• _PROBLEM DESCRIPTION_: Return the lines from the line containing "Recreate this image" through the line containing "L13 3.5 Q14.8" exactly. No other line should appear in the answer.

• _DATA ENTRIES_:
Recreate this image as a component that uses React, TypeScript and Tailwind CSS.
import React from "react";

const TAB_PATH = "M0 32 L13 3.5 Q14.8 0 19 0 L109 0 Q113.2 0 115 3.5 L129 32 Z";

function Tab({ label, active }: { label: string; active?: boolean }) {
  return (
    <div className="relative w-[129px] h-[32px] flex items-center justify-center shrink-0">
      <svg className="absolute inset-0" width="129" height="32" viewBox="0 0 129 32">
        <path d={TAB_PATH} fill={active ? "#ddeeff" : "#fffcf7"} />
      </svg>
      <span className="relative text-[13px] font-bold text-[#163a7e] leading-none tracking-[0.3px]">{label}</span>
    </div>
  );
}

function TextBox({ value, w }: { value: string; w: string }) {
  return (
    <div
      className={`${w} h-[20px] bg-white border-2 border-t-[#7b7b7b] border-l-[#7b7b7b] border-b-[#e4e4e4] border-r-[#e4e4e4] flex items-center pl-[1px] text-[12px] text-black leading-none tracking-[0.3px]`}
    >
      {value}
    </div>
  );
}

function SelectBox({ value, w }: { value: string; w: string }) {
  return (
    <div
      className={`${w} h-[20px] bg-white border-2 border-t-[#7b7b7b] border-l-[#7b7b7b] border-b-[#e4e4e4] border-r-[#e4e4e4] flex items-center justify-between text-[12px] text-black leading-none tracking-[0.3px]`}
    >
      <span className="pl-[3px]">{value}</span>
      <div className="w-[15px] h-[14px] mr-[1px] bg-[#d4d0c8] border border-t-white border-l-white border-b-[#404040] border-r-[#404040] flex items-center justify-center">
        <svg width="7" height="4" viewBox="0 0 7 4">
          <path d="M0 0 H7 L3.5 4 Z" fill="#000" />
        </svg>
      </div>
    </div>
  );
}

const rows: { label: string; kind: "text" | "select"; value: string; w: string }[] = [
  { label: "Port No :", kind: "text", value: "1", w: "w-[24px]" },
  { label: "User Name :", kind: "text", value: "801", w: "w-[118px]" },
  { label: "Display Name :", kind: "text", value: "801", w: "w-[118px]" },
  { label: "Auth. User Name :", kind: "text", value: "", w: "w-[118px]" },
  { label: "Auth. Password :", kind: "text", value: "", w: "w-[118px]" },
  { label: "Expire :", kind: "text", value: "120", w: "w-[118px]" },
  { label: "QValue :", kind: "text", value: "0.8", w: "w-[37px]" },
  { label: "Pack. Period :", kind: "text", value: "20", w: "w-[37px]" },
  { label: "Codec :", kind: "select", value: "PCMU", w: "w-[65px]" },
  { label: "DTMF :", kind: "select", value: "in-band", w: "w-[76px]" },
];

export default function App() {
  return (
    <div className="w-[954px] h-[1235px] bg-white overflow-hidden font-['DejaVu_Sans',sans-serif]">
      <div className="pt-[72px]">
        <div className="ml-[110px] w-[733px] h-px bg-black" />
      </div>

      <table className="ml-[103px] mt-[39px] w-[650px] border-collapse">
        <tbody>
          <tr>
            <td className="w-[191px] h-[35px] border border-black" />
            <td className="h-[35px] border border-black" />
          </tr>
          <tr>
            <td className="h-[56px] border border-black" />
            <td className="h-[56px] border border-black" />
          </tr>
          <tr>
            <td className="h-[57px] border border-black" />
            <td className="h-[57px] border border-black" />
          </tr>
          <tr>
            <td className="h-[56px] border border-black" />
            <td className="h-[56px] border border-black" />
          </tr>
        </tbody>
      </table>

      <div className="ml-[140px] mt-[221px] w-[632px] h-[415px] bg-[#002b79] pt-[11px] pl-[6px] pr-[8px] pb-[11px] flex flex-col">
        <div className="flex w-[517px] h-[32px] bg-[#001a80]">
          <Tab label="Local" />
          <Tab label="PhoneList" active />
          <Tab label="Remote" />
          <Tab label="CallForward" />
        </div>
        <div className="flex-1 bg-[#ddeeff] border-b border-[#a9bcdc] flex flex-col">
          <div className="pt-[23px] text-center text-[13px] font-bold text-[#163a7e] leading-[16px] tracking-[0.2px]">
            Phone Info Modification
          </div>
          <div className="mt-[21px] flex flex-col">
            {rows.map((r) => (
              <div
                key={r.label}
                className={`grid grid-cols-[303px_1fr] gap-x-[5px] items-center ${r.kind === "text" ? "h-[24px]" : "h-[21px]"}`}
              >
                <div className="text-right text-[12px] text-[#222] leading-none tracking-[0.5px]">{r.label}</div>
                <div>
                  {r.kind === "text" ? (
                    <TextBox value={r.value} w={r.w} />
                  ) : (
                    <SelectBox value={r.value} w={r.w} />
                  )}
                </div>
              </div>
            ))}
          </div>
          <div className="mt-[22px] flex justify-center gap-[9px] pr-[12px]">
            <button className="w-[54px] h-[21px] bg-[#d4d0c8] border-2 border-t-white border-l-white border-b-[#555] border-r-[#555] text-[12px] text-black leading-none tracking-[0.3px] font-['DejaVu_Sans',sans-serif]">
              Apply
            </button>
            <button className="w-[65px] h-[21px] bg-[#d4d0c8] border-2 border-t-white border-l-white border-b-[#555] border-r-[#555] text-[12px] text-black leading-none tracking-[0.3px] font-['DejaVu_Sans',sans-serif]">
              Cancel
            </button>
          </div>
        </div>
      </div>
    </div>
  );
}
...
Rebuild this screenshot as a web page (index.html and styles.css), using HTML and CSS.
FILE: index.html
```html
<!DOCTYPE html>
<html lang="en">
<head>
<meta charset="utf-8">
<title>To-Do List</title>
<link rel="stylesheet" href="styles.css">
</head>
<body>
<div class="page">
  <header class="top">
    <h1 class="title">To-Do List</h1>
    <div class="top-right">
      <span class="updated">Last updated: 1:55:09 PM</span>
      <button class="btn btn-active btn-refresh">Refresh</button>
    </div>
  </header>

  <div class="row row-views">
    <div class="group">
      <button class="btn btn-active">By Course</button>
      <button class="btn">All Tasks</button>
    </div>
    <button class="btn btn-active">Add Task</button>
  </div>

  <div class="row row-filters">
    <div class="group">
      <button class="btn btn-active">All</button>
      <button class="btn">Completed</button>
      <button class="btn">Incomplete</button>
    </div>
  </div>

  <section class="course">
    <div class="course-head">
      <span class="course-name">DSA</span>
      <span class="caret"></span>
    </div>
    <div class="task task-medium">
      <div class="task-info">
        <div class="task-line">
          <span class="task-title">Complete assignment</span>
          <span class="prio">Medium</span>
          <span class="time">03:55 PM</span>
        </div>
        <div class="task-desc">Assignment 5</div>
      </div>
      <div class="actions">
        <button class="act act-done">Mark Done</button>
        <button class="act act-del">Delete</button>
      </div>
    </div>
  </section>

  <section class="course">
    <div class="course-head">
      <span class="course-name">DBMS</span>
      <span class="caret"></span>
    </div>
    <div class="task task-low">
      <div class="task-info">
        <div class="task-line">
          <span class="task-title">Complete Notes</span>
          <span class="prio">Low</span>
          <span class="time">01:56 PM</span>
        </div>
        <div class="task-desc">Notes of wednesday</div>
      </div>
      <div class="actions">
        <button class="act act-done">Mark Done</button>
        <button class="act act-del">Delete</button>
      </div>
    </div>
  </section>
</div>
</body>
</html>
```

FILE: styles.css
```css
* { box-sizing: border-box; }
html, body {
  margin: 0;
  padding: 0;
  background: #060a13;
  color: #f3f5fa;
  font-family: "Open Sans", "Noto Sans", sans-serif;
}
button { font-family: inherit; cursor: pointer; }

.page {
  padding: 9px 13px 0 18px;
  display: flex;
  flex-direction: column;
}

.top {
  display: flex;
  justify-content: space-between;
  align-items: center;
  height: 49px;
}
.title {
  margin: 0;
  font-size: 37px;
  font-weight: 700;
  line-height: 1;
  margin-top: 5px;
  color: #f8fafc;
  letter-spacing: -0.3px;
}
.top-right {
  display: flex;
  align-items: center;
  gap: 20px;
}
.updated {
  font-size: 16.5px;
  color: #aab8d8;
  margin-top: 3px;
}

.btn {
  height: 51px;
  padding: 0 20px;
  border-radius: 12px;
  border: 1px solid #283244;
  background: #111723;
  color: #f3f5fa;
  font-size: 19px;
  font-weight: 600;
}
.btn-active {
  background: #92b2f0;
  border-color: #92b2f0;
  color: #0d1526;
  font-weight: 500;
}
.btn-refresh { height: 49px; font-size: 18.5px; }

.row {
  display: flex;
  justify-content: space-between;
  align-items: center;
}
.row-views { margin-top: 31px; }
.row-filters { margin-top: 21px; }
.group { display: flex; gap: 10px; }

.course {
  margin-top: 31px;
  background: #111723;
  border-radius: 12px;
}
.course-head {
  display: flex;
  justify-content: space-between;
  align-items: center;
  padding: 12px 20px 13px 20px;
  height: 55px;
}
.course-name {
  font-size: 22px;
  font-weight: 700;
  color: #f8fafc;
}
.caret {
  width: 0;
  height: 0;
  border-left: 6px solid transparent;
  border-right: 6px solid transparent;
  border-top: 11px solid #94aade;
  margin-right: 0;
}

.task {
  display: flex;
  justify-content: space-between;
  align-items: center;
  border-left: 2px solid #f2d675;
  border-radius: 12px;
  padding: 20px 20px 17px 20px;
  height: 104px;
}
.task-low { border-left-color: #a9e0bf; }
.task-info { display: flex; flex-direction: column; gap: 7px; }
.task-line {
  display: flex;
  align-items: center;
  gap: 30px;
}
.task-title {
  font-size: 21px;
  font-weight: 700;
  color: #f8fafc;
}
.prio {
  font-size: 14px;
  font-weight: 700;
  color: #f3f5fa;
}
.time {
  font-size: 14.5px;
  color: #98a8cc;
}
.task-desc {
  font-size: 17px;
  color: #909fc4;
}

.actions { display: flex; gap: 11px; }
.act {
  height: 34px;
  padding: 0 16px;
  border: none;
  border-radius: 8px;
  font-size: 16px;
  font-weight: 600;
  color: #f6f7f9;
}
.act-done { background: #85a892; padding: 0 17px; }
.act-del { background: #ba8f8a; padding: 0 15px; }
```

• _SOLUTION_:
Recreate this image as a component that uses React, TypeScript and Tailwind CSS.
import React from "react";

const TAB_PATH = "M0 32 L13 3.5 Q14.8 0 19 0 L109 0 Q113.2 0 115 3.5 L129 32 Z";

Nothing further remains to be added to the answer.